The North Carolina Department of Transportation issues driver’s licenses to young people who have received work permits under the federal Deferred Action for Childhood Arrivals (DACA), enacted June 15, 2012.  A DACA beneficiary is eligible for a driver’s license along with a social security number and employment authorization document (EAD), all of which can be used in completing an I-9 Form.  Their driver’s license contains the phrase "Legal Presence” and expires when the holder’s deferred action status ends.

*Reminder, an employer may not ask about an employee’s immigration status.

The employee gets to choose which document to present to the employer: the EAD is found on List A accompanying the I-9 and would be issued upon application to a DACA beneficiary. Since the EAD alone is sufficient to establish both identity and employment eligibility, most DACA beneficiaries would choose that document. (A driver’s license can be chosenfrom List B and an unrestricted social security card from List C.)

EB-5 “Retrogression”

The EB-5 Immigrant Investor visa has been receiving a great deal of attention in the media as a fairly ready source of needed capital for large-scale projects supplied by foreigners seeking green cards. In fact, for the first time, the 10,000 visas allocated annually to EB-5 investors are predicted to be insufficient to meet the demand. There is a per-country annual limit of 7% - example: China has 700 visas allocated annually.  These visas are allocated for each family member vs. one for the investor with dependent family members being included, exhausting the number of visas available much faster.  Eligible accompanying family members are the spouse and children under 21.  If other countries do not fully use their 7% quota, the unused visas can be moved to a country that is over-subscribed.  Since China accounts for over 80% of all EB-5 investors, it is virtually certain that, due to the demand, there will not be enough visas available for Chinese investors and their eligible family members this coming year. This does not mean they will not be approved: the investor and his family will just have to wait for the next fiscal year for a new quota of visas to become available.

Questions & Answers on Immigration Reform

Q.  President Obama has made it clear that he will act on immigration reform for the 11-plus million undocumented individuals living in the US But what does this mean?

A.  These undocumented individuals include those who entered legally and over-stayed and those who entered illegally. Many have US born children who are US citizens. Those that brought children into the US now have some relief for their children under DACA, allowing these young people to live and work in the US in temporary legal status. The holdup on the President’s reform promise has been attributed to the mid-term elections and pressure not to do anything until after the elections. 

Q.  How much reform can the President eventually enact through executive action while not exceeding the executive power vested in his office by the Constitution? 

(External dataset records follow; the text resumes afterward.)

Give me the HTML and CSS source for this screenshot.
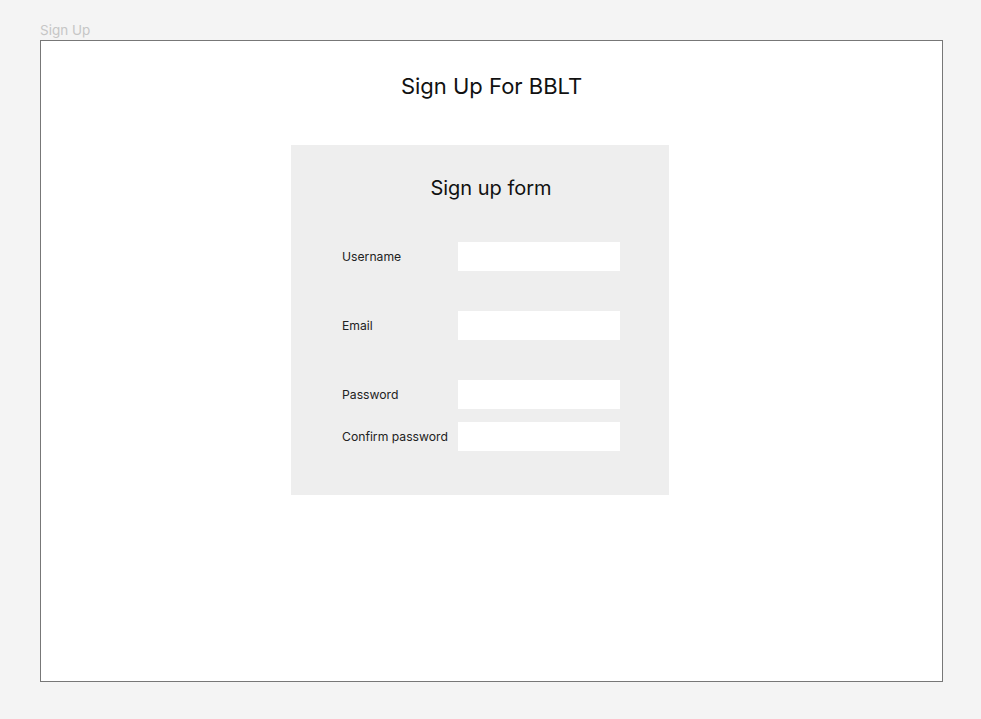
FILE: index.html
```html
<!DOCTYPE html>
<html lang="en">
<head>
<meta charset="utf-8">
<title>Sign Up</title>
<link rel="stylesheet" href="styles.css">
</head>
<body>
<div class="page">
  <div class="frame-label">Sign Up</div>
  <div class="frame">
    <h1 class="title">Sign Up For BBLT</h1>
    <form class="form-box">
      <h2 class="form-title">Sign up form</h2>
      <div class="row">
        <label class="label" for="u">Username</label>
        <input class="field" id="u" type="text">
      </div>
      <div class="row spaced">
        <label class="label" for="e">Email</label>
        <input class="field" id="e" type="email">
      </div>
      <div class="row spaced">
        <label class="label" for="p">Password</label>
        <input class="field" id="p" type="password">
      </div>
      <div class="row tight">
        <label class="label" for="c">Confirm password</label>
        <input class="field" id="c" type="password">
      </div>
    </form>
  </div>
</div>
</body>
</html>
```

FILE: styles.css
```css
* { box-sizing: border-box; }
html, body {
  margin: 0;
  padding: 0;
  background: #f4f4f4;
  font-family: Inter, "Liberation Sans", sans-serif;
}
.page {
  padding-left: 40px;
}
.frame-label {
  margin-top: 22px;
  height: 16px;
  line-height: 16px;
  margin-bottom: 2px;
  font-size: 13.5px;
  color: #c6c6c6;
}
.frame {
  width: 903px;
  height: 642px;
  background: #ffffff;
  border: 1px solid #777777;
  display: flex;
  flex-direction: column;
}
.title {
  margin: 31px 0 0 0;
  font-size: 22px;
  line-height: 28px;
  font-weight: 400;
  color: #111111;
  text-align: center;
}
.form-box {
  margin: 45px 0 0 250px;
  width: 378px;
  height: 350px;
  background: #eeeeee;
  padding: 31px 0 0 51px;
  display: flex;
  flex-direction: column;
}
.form-title {
  margin: 0 0 42px 0;
  padding-left: 22px;
  padding-right: 51px;
  font-size: 20px;
  line-height: 24px;
  font-weight: 400;
  color: #111111;
  text-align: center;
}
.row {
  display: flex;
  align-items: center;
  height: 29px;
}
.row.spaced { margin-top: 40px; }
.row.tight { margin-top: 13px; }
.label {
  width: 116px;
  font-size: 12.2px;
  color: #222222;
  white-space: nowrap;
}
.field {
  width: 162px;
  height: 29px;
  border: none;
  background: #ffffff;
  padding: 0;
  margin: 0;
  outline: none;
}
```
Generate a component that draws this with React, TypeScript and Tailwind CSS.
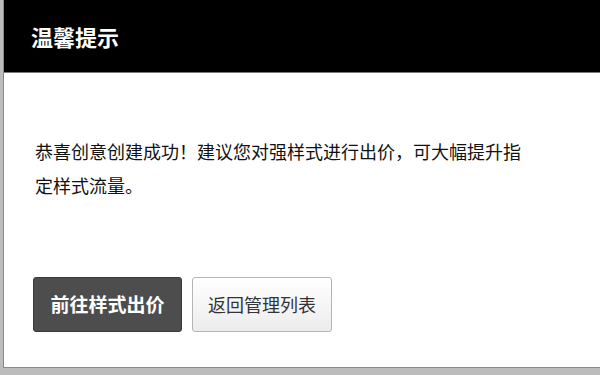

A.  Lawyers from several agencies are currently researching what actions the President can constitutionally take.  As he made clear in his June 20, 2014 speech addressing immigration reform, “…even with aggressive steps on my part, administrative action alone will not adequately address the problem…. Today, I’m beginning a new effort to fix as much of our immigration system as I can…on my own…without Congress.”  It seems that immigration reform will be, at best, minor without Congressional action. 

Q.  What is the recent precedent for Presidential immigration reform?

A.  In 1986, President Reagan passed the Immigration Reform and Control Act which granted amnesty and citizenship to the three million undocumented immigrants who entered the US prior to 1986.  President Clinton signed the Operation Gatekeeper Bill in 1994 that focused on enhanced border security and doubled the length of the wall between the United States and Mexico. President George W. Bush ran his election campaign on the promise of passing immigration reform and was meeting with then President Fox of Mexico to collaborate on a bill with a goal to benefitting both countries. That effort was quickly sidelined after September 11, 2001 when national security took priority.

It seems clear that President Obama will not be able to offer amnesty, but compromise would most likely be an iteration of  DACA for those that entered the US as adults or are otherwise ineligible for DACA relief: registration, payment of back taxes and a fine, followed by some sort of temporary, i.e., not permanent, immigration status allowing legal employment.